Roti adalah jabatan. Perhatikan jabatan yang anda sandang itu. Bisakah anda mendapatkan jabatan itu tanpa dukungan dan bantuan serta kontribusi orang lain? Jika kita pejabat publik, kita mendapatkannya karena ribuan bahkan jutaan orang mempercayakan pilihannya kepada kita dibilik suara. Jadi, para pejabat publik yang mengabaikan rakyatnya tidak ubahnya seperti manusia durhaka yang lupa bahwa jabatannya adalah titipan dari orang-orang yang dipimpinnya. Dia lupa kalau Sang Nabi mengajarkan bahwa roti itu dibuat oleh ribuan bahkan jutaan orang tak terlihat.
Roti adalah jabatan. Jika anda pejabat perusahaan. Supervisor, Manager, Direktur, atau CEO sekalipun. Bisakah anda mendapatkan jabatan itu tanpa orang lain? Tunjukkan kepada saya satu orang saja manusia dimuka bumi ini yang memiliki jabatan tinggi dengan hasil yang diusahakannya sendiri; jika itu ada. Jadi, jika seorang pejabat perusahaan besar kepala, sok kuasa, dan memperlakukan anak buahnya semena-mena; maka dia tak ubahnya seperti manusia yang lupa diri. Padahal, sang Nabi bilang; roti yang kamu nikmati itu, adalah hasil jerih payah orang lain.
Sedang api, adalah salah satu unsur murni di alam. Artinya, alam menyediakan api tanpa campur tangan manusia sekalipun. Jika anda malih rupa menjadi belatung, lalu anda masuk kedalam bumi sedalam-dalamnya, maka anda akan bertemu dengan sumber api. Jika anda memilih menjadi seekor capung, lantas terbang menuju matahari; maka anda juga akan menemukan api.
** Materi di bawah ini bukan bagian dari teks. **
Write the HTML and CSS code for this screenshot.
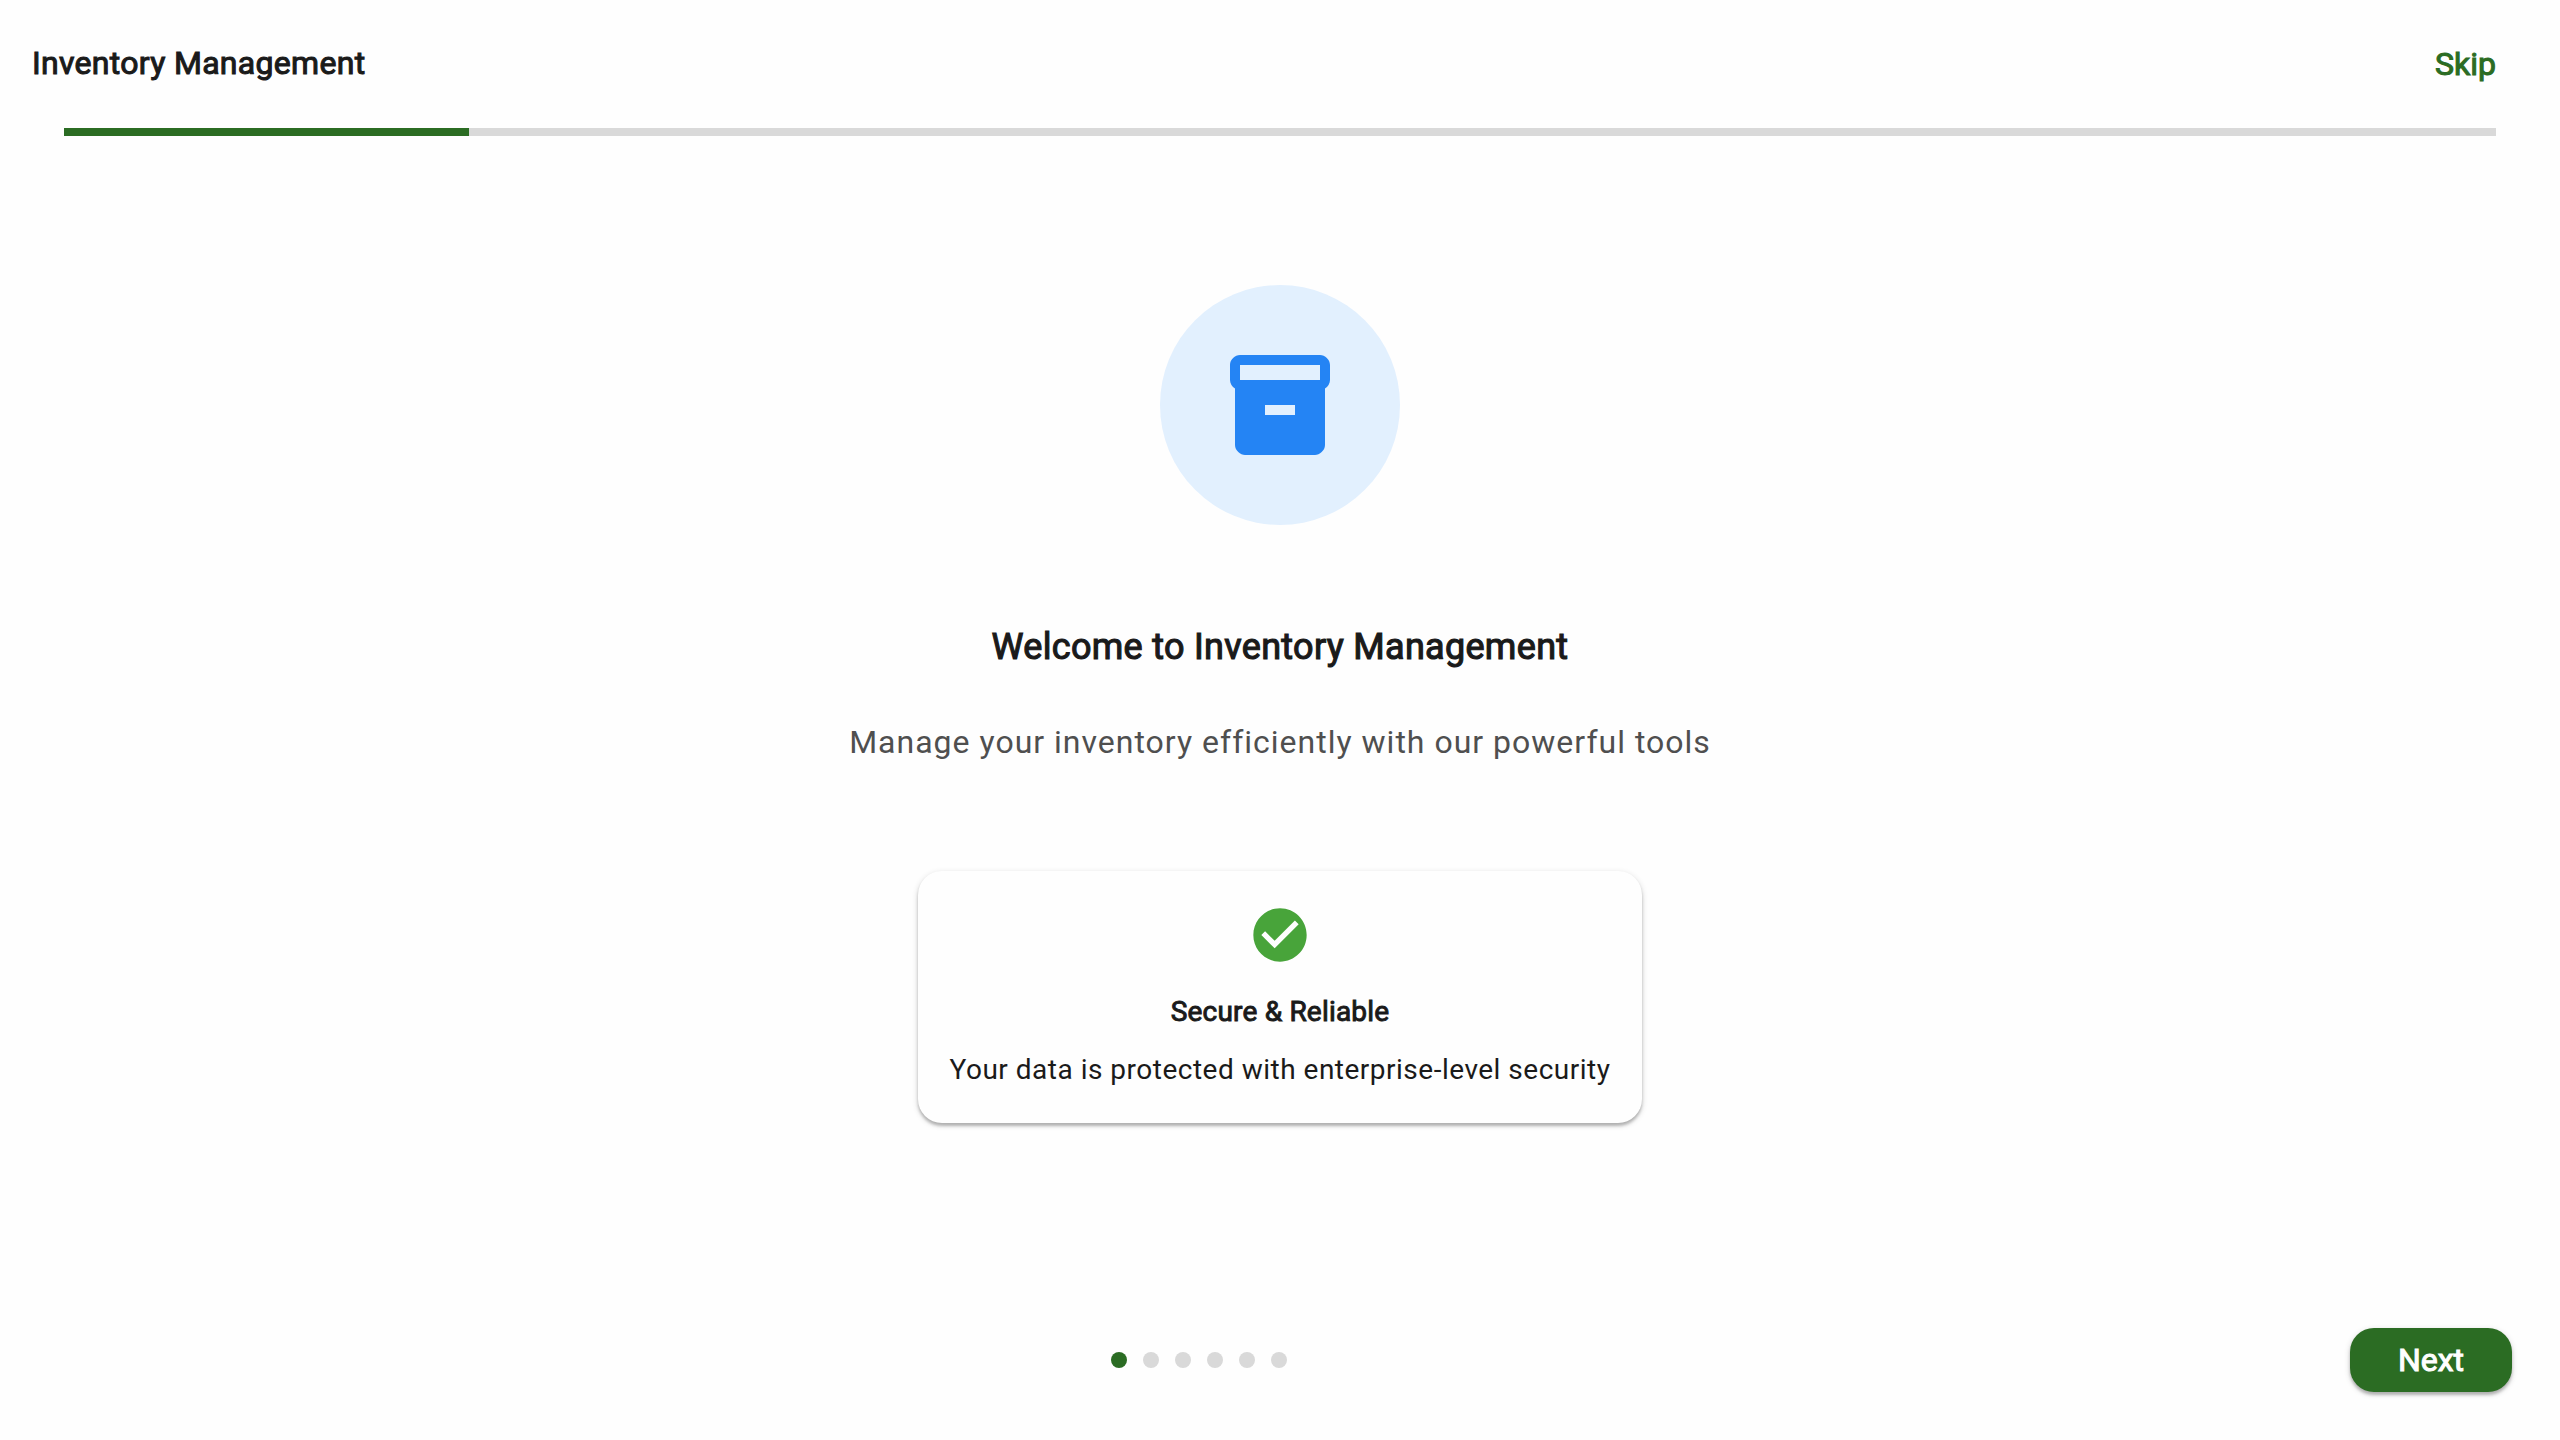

Mengapa Sang Nabi yang masih bayi itu memilih api? Ternyata, itu merupakan makna simbolik penuh arti. Seolah melalui Sang Nabi, Tuhan hendak menyampaikan sebuah wahyu. Seperti yang dirangkum didalam dua aspek berikut ini:
Pertama, menghindari roti. Keluarlah dari perebutan atas sepotong roti. Perhatikan, dijaman ini; orang-orang sibuk berebut sepotong roti. Berlomba rebutan kekayaan. Berkompetisi meraih simpati untuk mendapatkan kekuasaan. Sikut-sikutan untuk memperoleh kursi dan jabatan di perusahaan. Sikut kiri. Tonjok kanan. Injak bawah, tendang depan, kentut belakang. ”Keluarlah dari sana!” kata Sang Nabi. ”Dan merdekakan dirimu dari jeratan pesona sepotong roti”.